### The task
Please pull out every line that includes the string "this".

### Information shown
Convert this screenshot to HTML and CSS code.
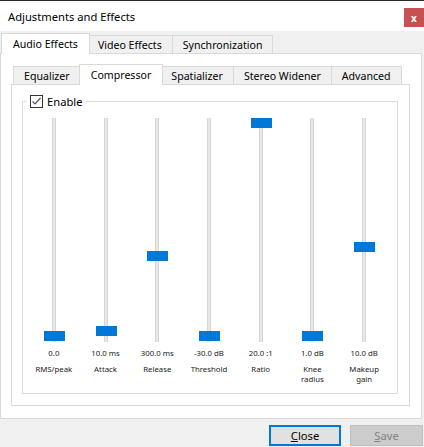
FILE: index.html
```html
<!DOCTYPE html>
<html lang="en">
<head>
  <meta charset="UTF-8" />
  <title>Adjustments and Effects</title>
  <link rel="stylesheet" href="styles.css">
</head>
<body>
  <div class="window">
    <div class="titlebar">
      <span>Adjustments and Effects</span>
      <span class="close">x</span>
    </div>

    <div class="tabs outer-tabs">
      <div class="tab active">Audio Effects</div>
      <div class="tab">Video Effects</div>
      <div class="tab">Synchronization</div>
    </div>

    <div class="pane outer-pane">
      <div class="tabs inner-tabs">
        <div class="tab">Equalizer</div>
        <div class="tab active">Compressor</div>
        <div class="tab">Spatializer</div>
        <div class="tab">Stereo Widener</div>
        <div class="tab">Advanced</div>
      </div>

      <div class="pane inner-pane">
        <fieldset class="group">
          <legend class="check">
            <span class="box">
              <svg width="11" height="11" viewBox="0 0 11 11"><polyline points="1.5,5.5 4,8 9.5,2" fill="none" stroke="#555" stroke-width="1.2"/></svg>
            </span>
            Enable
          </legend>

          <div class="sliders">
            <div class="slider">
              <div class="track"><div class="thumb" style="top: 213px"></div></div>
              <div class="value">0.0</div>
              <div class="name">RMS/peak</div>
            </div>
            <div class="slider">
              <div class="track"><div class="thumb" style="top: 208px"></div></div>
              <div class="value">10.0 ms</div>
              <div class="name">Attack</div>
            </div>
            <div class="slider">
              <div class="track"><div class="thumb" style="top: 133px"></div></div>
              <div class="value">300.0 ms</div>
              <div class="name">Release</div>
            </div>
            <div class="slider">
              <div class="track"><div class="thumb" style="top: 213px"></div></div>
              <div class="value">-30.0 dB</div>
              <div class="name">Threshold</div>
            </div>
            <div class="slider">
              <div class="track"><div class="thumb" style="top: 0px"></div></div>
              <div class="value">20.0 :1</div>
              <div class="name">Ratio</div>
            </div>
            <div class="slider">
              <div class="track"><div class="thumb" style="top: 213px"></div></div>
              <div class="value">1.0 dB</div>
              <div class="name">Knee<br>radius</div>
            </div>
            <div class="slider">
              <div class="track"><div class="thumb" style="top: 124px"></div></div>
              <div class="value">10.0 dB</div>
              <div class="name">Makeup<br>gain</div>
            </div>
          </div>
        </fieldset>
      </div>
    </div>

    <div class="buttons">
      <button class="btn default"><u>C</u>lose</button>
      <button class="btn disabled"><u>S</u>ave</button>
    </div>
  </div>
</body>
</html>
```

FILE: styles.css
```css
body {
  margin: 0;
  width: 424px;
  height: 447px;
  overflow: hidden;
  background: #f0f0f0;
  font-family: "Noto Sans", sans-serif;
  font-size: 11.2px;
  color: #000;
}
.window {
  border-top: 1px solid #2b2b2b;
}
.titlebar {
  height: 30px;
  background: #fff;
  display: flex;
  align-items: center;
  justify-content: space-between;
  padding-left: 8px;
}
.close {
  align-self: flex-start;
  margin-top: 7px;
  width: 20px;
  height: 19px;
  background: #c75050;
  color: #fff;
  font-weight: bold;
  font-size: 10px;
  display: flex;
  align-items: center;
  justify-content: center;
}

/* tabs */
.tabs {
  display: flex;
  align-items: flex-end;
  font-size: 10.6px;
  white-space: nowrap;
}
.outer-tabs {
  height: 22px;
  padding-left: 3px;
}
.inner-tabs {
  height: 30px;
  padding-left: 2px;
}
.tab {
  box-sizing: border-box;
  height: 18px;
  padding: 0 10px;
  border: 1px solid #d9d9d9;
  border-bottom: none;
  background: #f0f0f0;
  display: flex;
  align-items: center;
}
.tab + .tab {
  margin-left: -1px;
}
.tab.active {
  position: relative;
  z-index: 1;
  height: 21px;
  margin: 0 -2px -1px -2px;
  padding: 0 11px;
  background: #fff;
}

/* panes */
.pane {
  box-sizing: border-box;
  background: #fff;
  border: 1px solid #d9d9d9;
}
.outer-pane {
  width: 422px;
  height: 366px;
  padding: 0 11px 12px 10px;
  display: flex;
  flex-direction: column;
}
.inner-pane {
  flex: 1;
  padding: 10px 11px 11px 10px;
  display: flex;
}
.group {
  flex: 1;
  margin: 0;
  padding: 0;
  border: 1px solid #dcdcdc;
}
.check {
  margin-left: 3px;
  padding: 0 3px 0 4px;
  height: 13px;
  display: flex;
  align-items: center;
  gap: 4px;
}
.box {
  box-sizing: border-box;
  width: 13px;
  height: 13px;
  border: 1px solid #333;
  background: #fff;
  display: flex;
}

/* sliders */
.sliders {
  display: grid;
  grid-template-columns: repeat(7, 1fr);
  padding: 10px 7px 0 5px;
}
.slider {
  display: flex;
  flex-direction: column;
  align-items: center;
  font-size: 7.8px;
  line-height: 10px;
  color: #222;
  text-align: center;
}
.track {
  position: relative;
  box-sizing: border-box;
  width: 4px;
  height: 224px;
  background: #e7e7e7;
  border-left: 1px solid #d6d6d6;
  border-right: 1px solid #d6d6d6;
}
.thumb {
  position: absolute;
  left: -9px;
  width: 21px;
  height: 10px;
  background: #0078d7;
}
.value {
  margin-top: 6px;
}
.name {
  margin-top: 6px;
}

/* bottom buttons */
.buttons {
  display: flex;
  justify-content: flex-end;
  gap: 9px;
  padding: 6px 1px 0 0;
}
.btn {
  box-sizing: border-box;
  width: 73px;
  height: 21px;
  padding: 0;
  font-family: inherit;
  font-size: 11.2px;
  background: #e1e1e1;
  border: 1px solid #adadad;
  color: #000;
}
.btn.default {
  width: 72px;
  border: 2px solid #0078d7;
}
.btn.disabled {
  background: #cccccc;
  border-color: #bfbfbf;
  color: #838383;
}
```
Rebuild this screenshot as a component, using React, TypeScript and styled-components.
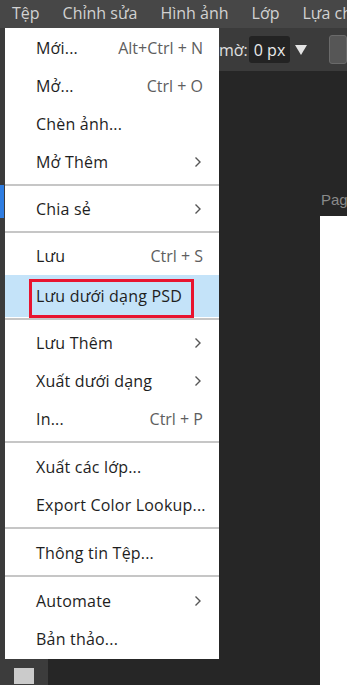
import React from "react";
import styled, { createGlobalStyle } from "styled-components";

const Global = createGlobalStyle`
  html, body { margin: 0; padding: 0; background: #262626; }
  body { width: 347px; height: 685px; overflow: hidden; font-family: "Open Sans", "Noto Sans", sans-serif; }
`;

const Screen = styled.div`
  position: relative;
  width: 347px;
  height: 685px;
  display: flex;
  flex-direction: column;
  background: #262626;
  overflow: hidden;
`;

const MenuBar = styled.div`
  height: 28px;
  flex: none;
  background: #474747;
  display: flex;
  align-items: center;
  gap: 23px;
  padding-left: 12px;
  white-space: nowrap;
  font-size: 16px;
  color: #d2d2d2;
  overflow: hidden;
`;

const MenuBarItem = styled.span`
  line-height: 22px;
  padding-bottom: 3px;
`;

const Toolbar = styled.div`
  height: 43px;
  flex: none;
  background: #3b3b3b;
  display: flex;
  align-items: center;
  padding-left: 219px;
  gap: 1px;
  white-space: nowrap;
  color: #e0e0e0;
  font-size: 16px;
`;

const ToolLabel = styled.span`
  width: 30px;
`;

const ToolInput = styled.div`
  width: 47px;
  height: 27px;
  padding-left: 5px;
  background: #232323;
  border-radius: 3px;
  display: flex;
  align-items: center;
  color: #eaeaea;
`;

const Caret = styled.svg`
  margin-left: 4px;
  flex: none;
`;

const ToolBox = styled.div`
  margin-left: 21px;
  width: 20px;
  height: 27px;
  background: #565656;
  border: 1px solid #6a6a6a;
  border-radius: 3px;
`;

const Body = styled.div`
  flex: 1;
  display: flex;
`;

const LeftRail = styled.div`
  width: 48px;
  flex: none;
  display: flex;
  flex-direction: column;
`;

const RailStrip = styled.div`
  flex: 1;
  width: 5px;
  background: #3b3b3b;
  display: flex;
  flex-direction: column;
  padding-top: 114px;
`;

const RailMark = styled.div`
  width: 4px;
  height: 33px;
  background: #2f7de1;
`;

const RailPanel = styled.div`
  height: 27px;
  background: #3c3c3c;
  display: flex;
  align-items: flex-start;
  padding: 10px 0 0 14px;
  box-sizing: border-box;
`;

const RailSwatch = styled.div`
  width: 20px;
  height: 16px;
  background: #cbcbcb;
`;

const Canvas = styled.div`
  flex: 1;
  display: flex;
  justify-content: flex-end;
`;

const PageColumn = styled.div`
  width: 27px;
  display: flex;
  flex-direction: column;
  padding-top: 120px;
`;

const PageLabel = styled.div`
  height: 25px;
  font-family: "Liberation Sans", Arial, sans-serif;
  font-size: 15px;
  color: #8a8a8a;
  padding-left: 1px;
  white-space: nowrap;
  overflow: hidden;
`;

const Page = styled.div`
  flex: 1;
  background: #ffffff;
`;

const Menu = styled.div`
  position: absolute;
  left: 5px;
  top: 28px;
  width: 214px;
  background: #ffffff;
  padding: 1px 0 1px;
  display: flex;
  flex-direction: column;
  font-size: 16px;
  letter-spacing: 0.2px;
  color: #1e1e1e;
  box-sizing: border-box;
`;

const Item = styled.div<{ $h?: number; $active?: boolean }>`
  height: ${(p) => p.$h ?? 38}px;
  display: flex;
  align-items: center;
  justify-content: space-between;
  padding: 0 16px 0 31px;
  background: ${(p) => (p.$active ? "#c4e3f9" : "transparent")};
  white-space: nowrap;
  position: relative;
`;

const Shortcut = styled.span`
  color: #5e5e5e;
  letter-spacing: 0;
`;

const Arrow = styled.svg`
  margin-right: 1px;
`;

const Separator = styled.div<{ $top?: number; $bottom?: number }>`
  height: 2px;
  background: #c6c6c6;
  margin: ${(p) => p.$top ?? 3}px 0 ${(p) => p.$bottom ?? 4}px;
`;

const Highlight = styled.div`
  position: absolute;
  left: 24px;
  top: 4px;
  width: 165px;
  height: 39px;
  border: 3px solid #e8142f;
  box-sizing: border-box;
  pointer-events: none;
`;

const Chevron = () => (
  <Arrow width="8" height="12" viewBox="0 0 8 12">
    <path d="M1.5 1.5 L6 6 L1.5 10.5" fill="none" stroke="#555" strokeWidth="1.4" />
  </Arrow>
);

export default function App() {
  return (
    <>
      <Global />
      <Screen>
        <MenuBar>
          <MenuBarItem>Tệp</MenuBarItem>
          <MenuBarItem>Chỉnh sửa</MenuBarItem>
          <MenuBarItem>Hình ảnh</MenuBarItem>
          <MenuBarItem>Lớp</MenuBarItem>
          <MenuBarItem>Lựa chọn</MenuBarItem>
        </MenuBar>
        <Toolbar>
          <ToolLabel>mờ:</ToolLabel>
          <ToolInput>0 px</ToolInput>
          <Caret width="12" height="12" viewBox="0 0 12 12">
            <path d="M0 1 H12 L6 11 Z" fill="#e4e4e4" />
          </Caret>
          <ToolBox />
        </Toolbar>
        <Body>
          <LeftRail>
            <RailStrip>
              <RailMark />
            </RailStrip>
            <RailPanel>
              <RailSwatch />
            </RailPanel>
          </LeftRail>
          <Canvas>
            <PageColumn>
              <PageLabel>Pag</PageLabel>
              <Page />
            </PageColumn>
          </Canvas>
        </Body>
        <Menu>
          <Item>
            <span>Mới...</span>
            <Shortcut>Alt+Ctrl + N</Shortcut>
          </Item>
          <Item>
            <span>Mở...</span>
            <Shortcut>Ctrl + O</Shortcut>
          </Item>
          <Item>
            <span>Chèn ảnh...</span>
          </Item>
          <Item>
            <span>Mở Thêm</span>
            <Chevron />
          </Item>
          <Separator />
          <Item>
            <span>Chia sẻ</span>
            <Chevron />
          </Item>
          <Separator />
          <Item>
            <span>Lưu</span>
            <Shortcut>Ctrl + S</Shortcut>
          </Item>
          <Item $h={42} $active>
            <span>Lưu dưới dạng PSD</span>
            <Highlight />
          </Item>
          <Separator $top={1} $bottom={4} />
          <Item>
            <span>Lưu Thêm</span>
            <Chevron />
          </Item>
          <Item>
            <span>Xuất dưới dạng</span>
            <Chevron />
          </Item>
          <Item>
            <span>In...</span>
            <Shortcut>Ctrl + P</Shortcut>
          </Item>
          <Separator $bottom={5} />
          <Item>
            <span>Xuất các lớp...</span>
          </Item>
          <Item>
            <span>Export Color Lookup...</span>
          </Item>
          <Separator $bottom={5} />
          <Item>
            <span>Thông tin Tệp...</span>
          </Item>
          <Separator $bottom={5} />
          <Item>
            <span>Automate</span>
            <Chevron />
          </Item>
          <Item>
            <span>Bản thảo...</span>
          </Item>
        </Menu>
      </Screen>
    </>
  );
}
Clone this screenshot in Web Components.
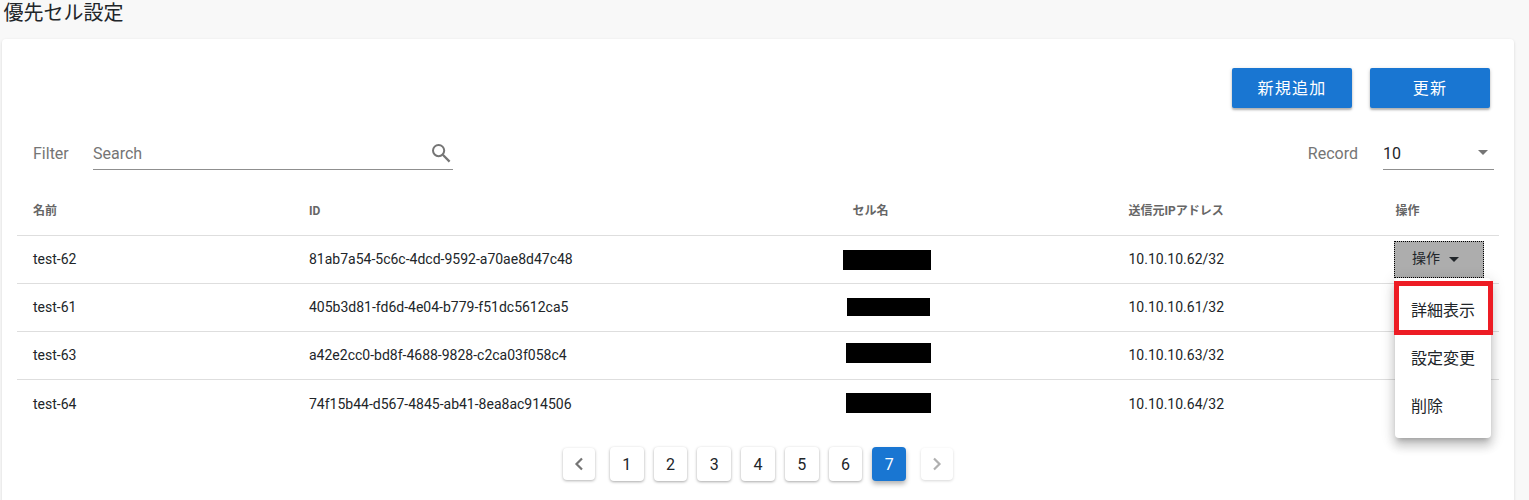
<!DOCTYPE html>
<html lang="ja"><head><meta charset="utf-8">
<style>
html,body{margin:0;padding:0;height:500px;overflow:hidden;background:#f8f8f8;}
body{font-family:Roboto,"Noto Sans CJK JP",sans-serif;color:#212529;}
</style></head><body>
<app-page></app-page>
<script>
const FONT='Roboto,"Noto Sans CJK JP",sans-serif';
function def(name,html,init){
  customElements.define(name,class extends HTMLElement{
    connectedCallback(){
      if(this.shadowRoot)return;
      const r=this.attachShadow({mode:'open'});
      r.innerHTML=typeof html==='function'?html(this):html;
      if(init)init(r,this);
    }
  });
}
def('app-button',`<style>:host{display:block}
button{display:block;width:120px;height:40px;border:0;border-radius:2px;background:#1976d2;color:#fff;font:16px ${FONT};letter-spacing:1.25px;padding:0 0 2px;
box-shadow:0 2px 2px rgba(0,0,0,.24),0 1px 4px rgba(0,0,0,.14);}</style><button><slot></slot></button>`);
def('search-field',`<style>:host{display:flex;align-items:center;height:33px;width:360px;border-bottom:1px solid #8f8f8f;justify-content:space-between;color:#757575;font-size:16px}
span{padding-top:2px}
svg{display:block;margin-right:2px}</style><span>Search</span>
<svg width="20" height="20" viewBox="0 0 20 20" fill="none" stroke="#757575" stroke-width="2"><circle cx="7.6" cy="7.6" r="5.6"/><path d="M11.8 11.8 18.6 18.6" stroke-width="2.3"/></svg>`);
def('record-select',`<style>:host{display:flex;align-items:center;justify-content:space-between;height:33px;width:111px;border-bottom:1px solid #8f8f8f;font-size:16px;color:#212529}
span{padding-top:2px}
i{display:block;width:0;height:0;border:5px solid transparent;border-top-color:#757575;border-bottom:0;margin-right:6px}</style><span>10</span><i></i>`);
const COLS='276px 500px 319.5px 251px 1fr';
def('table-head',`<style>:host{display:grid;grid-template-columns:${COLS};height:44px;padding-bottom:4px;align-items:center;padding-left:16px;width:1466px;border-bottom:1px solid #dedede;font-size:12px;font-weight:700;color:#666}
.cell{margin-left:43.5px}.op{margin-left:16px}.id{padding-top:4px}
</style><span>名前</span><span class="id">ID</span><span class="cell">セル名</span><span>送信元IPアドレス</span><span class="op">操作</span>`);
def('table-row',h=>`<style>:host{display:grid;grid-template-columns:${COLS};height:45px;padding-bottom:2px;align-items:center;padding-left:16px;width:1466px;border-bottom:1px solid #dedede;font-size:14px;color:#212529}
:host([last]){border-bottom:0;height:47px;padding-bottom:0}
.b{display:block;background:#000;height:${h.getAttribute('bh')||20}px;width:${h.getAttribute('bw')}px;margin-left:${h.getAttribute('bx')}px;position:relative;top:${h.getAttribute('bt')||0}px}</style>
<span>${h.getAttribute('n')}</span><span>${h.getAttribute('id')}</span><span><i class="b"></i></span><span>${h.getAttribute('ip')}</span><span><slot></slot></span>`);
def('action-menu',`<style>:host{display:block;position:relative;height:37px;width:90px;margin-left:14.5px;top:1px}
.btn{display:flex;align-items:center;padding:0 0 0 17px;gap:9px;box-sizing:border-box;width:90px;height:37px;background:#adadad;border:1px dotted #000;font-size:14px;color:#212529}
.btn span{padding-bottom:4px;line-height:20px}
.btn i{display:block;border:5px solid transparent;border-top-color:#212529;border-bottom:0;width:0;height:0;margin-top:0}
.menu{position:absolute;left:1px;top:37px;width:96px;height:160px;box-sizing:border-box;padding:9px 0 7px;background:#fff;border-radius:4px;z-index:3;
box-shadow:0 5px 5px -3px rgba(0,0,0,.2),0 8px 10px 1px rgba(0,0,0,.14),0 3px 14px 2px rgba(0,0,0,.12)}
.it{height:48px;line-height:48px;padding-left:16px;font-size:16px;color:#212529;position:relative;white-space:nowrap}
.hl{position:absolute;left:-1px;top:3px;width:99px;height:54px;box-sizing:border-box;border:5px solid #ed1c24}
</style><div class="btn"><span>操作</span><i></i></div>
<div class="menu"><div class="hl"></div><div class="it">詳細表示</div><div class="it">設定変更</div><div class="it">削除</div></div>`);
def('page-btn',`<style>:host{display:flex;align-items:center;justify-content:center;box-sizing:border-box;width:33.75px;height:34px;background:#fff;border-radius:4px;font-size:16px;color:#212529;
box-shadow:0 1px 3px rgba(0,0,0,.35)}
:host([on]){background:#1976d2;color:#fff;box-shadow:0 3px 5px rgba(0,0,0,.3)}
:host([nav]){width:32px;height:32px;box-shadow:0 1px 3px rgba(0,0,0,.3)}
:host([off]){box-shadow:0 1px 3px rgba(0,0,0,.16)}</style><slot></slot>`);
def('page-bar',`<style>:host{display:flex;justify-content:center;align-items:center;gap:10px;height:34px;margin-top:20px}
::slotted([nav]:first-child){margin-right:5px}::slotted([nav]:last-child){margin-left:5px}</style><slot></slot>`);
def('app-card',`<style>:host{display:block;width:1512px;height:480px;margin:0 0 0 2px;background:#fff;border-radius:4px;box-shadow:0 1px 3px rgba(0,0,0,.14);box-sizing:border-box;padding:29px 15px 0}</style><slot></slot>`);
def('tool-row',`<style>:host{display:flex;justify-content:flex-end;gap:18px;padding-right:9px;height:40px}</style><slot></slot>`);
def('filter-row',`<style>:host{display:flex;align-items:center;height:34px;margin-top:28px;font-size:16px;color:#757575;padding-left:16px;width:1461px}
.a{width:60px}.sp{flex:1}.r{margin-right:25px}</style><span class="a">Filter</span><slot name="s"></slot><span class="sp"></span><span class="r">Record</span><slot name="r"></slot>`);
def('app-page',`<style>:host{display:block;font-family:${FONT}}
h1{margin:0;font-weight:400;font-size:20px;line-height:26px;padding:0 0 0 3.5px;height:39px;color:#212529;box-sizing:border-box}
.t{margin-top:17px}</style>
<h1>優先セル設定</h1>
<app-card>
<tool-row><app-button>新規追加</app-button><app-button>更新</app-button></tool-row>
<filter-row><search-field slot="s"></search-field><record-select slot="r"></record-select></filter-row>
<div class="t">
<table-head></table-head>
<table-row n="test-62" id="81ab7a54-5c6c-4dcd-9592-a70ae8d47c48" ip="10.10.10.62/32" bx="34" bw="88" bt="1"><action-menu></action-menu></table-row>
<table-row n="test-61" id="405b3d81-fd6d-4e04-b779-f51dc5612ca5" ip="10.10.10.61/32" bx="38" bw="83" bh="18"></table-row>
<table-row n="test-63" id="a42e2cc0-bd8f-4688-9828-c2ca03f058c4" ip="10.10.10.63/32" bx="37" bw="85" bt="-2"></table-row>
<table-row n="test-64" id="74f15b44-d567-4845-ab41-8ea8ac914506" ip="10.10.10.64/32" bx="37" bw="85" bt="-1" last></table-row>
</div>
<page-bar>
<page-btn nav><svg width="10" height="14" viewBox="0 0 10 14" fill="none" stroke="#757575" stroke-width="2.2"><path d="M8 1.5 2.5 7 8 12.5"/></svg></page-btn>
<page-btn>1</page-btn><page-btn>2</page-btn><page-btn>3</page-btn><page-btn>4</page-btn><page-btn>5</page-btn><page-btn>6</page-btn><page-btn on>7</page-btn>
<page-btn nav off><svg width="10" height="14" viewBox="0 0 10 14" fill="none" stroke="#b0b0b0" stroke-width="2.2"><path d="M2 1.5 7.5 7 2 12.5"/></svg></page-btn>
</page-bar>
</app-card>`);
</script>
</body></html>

### Correct result
Convert this screenshot to HTML and CSS code.
Rebuild this screenshot as a component, using React, TypeScript and styled-components.
Clone this screenshot in Web Components.
      if(this.shadowRoot)return;
      const r=this.attachShadow({mode:'open'});
      r.innerHTML=typeof html==='function'?html(this):html;
      if(init)init(r,this);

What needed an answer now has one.